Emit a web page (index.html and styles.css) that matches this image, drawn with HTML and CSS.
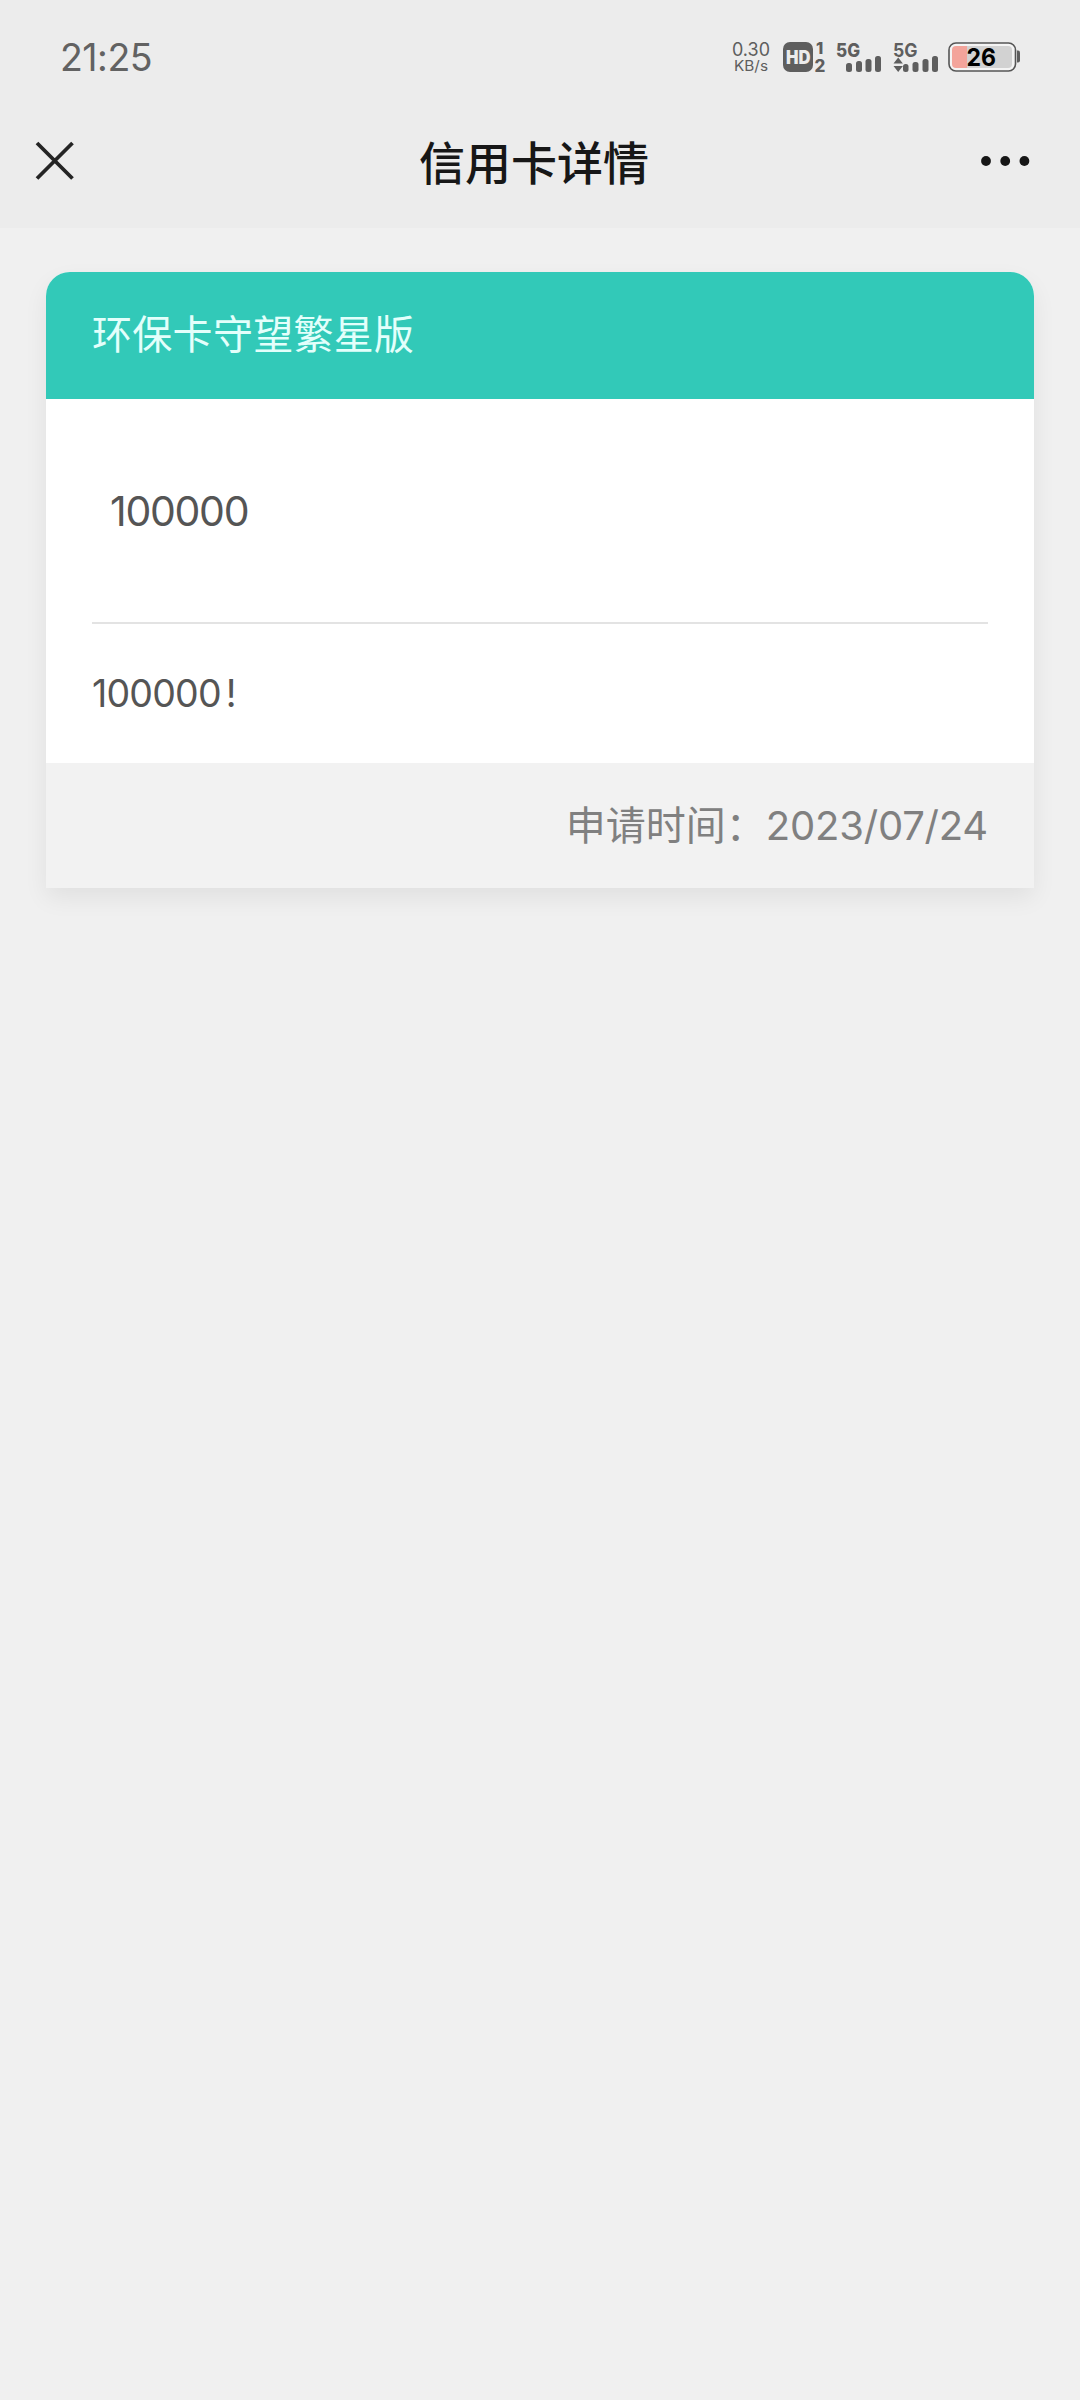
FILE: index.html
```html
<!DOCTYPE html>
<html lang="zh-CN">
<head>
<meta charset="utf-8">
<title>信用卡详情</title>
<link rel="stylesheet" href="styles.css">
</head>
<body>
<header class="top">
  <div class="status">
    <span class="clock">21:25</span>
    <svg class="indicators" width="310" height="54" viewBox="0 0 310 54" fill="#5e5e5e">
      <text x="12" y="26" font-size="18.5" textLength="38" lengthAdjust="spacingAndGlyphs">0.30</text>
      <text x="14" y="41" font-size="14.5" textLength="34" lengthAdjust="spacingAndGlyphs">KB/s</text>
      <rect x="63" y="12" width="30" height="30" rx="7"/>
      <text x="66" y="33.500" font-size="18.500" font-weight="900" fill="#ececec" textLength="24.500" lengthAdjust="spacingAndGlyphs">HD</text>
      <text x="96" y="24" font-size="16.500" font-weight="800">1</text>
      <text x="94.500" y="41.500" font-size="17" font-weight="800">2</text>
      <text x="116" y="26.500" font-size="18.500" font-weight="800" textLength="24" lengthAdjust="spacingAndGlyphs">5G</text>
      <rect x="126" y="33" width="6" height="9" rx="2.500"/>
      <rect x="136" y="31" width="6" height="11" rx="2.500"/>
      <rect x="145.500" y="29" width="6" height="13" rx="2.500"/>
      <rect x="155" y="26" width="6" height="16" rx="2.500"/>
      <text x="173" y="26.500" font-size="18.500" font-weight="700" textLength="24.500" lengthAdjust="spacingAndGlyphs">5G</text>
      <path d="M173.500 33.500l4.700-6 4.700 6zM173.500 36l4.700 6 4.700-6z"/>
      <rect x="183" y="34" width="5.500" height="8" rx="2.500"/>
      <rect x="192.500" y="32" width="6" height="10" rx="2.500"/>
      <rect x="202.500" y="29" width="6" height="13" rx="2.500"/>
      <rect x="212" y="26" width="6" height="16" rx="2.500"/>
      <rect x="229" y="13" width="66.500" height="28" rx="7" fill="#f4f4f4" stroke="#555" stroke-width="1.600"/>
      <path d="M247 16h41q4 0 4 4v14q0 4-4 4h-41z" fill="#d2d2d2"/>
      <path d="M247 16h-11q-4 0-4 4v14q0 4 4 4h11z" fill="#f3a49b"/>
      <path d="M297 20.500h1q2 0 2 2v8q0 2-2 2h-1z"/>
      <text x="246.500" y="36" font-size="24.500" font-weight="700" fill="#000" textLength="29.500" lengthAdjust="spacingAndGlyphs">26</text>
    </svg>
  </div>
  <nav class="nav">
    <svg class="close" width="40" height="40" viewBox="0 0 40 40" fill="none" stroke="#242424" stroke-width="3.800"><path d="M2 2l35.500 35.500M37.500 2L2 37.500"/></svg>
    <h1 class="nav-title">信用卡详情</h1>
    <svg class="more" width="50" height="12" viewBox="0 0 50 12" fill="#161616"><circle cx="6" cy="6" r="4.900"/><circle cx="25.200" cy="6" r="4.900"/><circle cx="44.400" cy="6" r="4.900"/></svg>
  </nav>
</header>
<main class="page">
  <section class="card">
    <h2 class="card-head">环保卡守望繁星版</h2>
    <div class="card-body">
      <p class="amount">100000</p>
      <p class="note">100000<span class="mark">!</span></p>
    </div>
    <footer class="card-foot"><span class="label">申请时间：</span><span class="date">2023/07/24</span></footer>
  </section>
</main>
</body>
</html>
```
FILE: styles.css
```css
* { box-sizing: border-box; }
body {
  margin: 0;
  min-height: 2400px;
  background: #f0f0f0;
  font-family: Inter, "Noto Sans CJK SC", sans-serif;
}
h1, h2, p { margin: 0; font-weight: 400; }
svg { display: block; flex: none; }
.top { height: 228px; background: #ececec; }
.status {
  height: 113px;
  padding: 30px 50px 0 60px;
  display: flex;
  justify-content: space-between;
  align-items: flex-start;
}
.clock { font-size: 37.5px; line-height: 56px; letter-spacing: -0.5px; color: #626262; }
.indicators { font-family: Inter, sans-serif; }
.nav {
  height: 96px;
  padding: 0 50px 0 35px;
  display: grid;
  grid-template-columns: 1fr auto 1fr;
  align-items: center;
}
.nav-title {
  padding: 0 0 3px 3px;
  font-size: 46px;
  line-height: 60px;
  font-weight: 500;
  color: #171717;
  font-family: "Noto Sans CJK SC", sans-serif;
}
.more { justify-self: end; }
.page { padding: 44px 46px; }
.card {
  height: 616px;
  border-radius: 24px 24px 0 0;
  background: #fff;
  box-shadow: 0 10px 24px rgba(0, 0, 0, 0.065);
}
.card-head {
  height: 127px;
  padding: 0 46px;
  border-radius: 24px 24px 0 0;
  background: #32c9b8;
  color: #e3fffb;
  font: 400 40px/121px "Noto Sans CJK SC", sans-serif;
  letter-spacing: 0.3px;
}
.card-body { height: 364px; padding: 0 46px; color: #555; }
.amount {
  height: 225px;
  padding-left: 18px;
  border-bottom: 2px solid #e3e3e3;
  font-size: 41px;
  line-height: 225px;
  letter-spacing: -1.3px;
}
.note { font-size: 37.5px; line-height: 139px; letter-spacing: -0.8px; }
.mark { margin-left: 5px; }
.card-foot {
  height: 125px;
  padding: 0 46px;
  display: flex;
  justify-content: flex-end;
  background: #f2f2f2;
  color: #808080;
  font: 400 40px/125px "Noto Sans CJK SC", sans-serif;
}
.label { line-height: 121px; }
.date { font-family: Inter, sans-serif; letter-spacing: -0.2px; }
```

********************

Objective:
Go through the material above and print all of it exactly, except the pictures.

Worked solution:
Emit a web page (index.html and styles.css) that matches this image, drawn with HTML and CSS.
FILE: index.html
```html
<!DOCTYPE html>
<html lang="zh-CN">
<head>
<meta charset="utf-8">
<title>信用卡详情</title>
<link rel="stylesheet" href="styles.css">
</head>
<body>
<header class="top">
  <div class="status">
    <span class="clock">21:25</span>
    <svg class="indicators" width="310" height="54" viewBox="0 0 310 54" fill="#5e5e5e">
      <text x="12" y="26" font-size="18.5" textLength="38" lengthAdjust="spacingAndGlyphs">0.30</text>
      <text x="14" y="41" font-size="14.5" textLength="34" lengthAdjust="spacingAndGlyphs">KB/s</text>
      <rect x="63" y="12" width="30" height="30" rx="7"/>
      <text x="66" y="33.500" font-size="18.500" font-weight="900" fill="#ececec" textLength="24.500" lengthAdjust="spacingAndGlyphs">HD</text>
      <text x="96" y="24" font-size="16.500" font-weight="800">1</text>
      <text x="94.500" y="41.500" font-size="17" font-weight="800">2</text>
      <text x="116" y="26.500" font-size="18.500" font-weight="800" textLength="24" lengthAdjust="spacingAndGlyphs">5G</text>
      <rect x="126" y="33" width="6" height="9" rx="2.500"/>
      <rect x="136" y="31" width="6" height="11" rx="2.500"/>
      <rect x="145.500" y="29" width="6" height="13" rx="2.500"/>
      <rect x="155" y="26" width="6" height="16" rx="2.500"/>
      <text x="173" y="26.500" font-size="18.500" font-weight="700" textLength="24.500" lengthAdjust="spacingAndGlyphs">5G</text>
      <path d="M173.500 33.500l4.700-6 4.700 6zM173.500 36l4.700 6 4.700-6z"/>
      <rect x="183" y="34" width="5.500" height="8" rx="2.500"/>
      <rect x="192.500" y="32" width="6" height="10" rx="2.500"/>
      <rect x="202.500" y="29" width="6" height="13" rx="2.500"/>
      <rect x="212" y="26" width="6" height="16" rx="2.500"/>
      <rect x="229" y="13" width="66.500" height="28" rx="7" fill="#f4f4f4" stroke="#555" stroke-width="1.600"/>
      <path d="M247 16h41q4 0 4 4v14q0 4-4 4h-41z" fill="#d2d2d2"/>
      <path d="M247 16h-11q-4 0-4 4v14q0 4 4 4h11z" fill="#f3a49b"/>
      <path d="M297 20.500h1q2 0 2 2v8q0 2-2 2h-1z"/>
      <text x="246.500" y="36" font-size="24.500" font-weight="700" fill="#000" textLength="29.500" lengthAdjust="spacingAndGlyphs">26</text>
    </svg>
  </div>
  <nav class="nav">
    <svg class="close" width="40" height="40" viewBox="0 0 40 40" fill="none" stroke="#242424" stroke-width="3.800"><path d="M2 2l35.500 35.500M37.500 2L2 37.500"/></svg>
    <h1 class="nav-title">信用卡详情</h1>
    <svg class="more" width="50" height="12" viewBox="0 0 50 12" fill="#161616"><circle cx="6" cy="6" r="4.900"/><circle cx="25.200" cy="6" r="4.900"/><circle cx="44.400" cy="6" r="4.900"/></svg>
  </nav>
</header>
<main class="page">
  <section class="card">
    <h2 class="card-head">环保卡守望繁星版</h2>
    <div class="card-body">
      <p class="amount">100000</p>
      <p class="note">100000<span class="mark">!</span></p>
    </div>
    <footer class="card-foot"><span class="label">申请时间：</span><span class="date">2023/07/24</span></footer>
  </section>
</main>
</body>
</html>
```
FILE: styles.css
```css
* { box-sizing: border-box; }
body {
  margin: 0;
  min-height: 2400px;
  background: #f0f0f0;
  font-family: Inter, "Noto Sans CJK SC", sans-serif;
}
h1, h2, p { margin: 0; font-weight: 400; }
svg { display: block; flex: none; }
.top { height: 228px; background: #ececec; }
.status {
  height: 113px;
  padding: 30px 50px 0 60px;
  display: flex;
  justify-content: space-between;
  align-items: flex-start;
}
.clock { font-size: 37.5px; line-height: 56px; letter-spacing: -0.5px; color: #626262; }
.indicators { font-family: Inter, sans-serif; }
.nav {
  height: 96px;
  padding: 0 50px 0 35px;
  display: grid;
  grid-template-columns: 1fr auto 1fr;
  align-items: center;
}
.nav-title {
  padding: 0 0 3px 3px;
  font-size: 46px;
  line-height: 60px;
  font-weight: 500;
  color: #171717;
  font-family: "Noto Sans CJK SC", sans-serif;
}
.more { justify-self: end; }
.page { padding: 44px 46px; }
.card {
  height: 616px;
  border-radius: 24px 24px 0 0;
  background: #fff;
  box-shadow: 0 10px 24px rgba(0, 0, 0, 0.065);
}
.card-head {
  height: 127px;
  padding: 0 46px;
  border-radius: 24px 24px 0 0;
  background: #32c9b8;
  color: #e3fffb;
  font: 400 40px/121px "Noto Sans CJK SC", sans-serif;
  letter-spacing: 0.3px;
}
.card-body { height: 364px; padding: 0 46px; color: #555; }
.amount {
  height: 225px;
  padding-left: 18px;
  border-bottom: 2px solid #e3e3e3;
  font-size: 41px;
  line-height: 225px;
  letter-spacing: -1.3px;
}
.note { font-size: 37.5px; line-height: 139px; letter-spacing: -0.8px; }
.mark { margin-left: 5px; }
.card-foot {
  height: 125px;
  padding: 0 46px;
  display: flex;
  justify-content: flex-end;
  background: #f2f2f2;
  color: #808080;
  font: 400 40px/125px "Noto Sans CJK SC", sans-serif;
}
.label { line-height: 121px; }
.date { font-family: Inter, sans-serif; letter-spacing: -0.2px; }
```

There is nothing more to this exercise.